Almost shrugging, he added, "So, you know, figures, major figures in the Bush administration are going to be subjected to that kind of protest."
Neither NBC nor CBS reporters discussed the protest signs that showcased Rice with large buck teeth. (CBS featured them on-screen with no comment.)
In April, students in Kansas objected to having Michelle Obama at their commencement, fearing it would lead to a single ceremony that limited the number of guests. All three networks avoided this development, thus dismissing it as a controversy.
Journalist Juan Williams slammed Rutgers for treating a conservative African American so poorly:
Condoleezza Rice lacks “moral authority.” She fails to meet the standards of “exemplary citizenship” and she does not have what it takes to “inspire” graduating college seniors.
Yes, apparently the first African-American woman to serve as National Security Adviser and the nation’s Secretary of State doesn’t have what it takes to be honored by Rutgers.

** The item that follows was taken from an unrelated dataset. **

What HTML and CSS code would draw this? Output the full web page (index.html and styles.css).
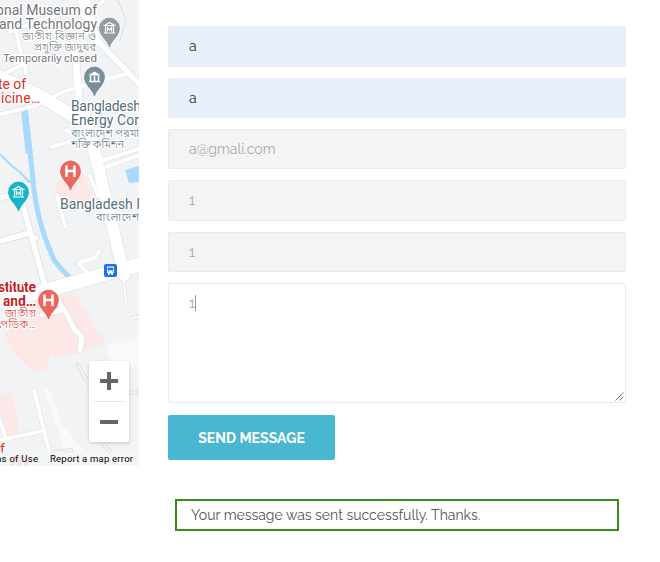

Rice holds a Ph.D. in political science. She has taught college for decades. She was Provost of Stanford University. She worked her way up from a working-class family in the segregated South to the highest echelon of world power and politics.
Liberals are shockingly quick to demean and dismiss brilliant black people like Rice, Carson, Supreme Court Justice Clarence Thomas, U.S. Senator Tim Scott (R-SC), Professor Walter E. Williams and economist Thomas Sowell because they don’t fit into the role they have carved out for a black person in America.
Black Americans must be obedient liberals on all things or risk being called a race traitor or an Uncle Tom.
A transcript of the May 5 segment, which aired at 7:37am ET, follows:
GAYLE KING: With just days to go, Rutgers University is without a commencement speaker this morning. Former Secretary of State Condoleezza Rice dropped out after protests from students and faculty at the New Jersey college. Elaine Quijano looks at the latest campus controversy involving a public figure. Elaine, good morning.
ELAINE QUIJANO: Good morning. Some at Rutgers thought Condoleezza Rice should not be their commencement speaker because of her role in the Iraq War. Now that she's stepped aside, university officials are scrambling to find a replacement.
STUDENTS CHANTING: Hey, hey. Ho, ho. Condi Rice has got to go!
QUIJANO: For weeks, Rutgers had been in an uproar over the possibility that Condoleezza Rice would be the featured graduation speaker and receive an honorary degree.
STUDENTS CHANTING: What you say? Stand back? We say, fight back!
QUIJANO: Some felt that the first black female Secretary of State didn't deserve the honors because she championed war in Iraq and supported harsh questioning of detainees.
RUDOLPH BELL (Rutgers University history professor): A person who has condoned and been involved in torture is not an appropriate person to receive an honorary degree, of laws no less.
QUIJANO: On Saturday, Rice withdrew, saying in a statement that she didn't want to be a distraction the graduating students. "As a professor for thirty years at Stanford University, I understand and embrace the purpose of the commencement ceremony and I'm simply unwilling to detract from it in any way," she said. Matthew Chingos studies education policy at the Brookings Institution.
MATTHEW CHINGOS (Brookings Institution): I think she did get a raw deal in having a small number of vocal protesters, you know, change the outcome of this event for everyone else.
QUIJANO: At many campuses, protesting invited speakers is a rite of passage. In September, students harassed General David Petraeus on his way to giving a lecture at the City University of New York. Former NYPD commissioner Ray Kelly was shouted down at Brown University one month later.
PROTESTER: Asking tough questions is not enough.
QUIJANO: Both Attorney General Eric Holder and former Health and Human Services Secretary Kathleen Sebelius faced stiff opposition when they were asked to give graduation speeches.
CHINGOS: A lot of times, if you bring in someone who has had a, you know, important career, has held a powerful position, those people tend to be controversial.
QUIJANO: Detractors at Rutgers insist political correctness was not a factor in their opposition to Rice. Secretary Rice was supposed to give the commencement address on May 18th and she would have been given $35,000 for it.
NORAH O'DONNELL: All right, Elaine. Thank you.
KING: They don't have much time to find somebody tif the commencement is May 18th.
O'DONNELL: Yes. You know, universities are places for debate. They are, indeed. They are indeed that and it's interesting how different people will react to that.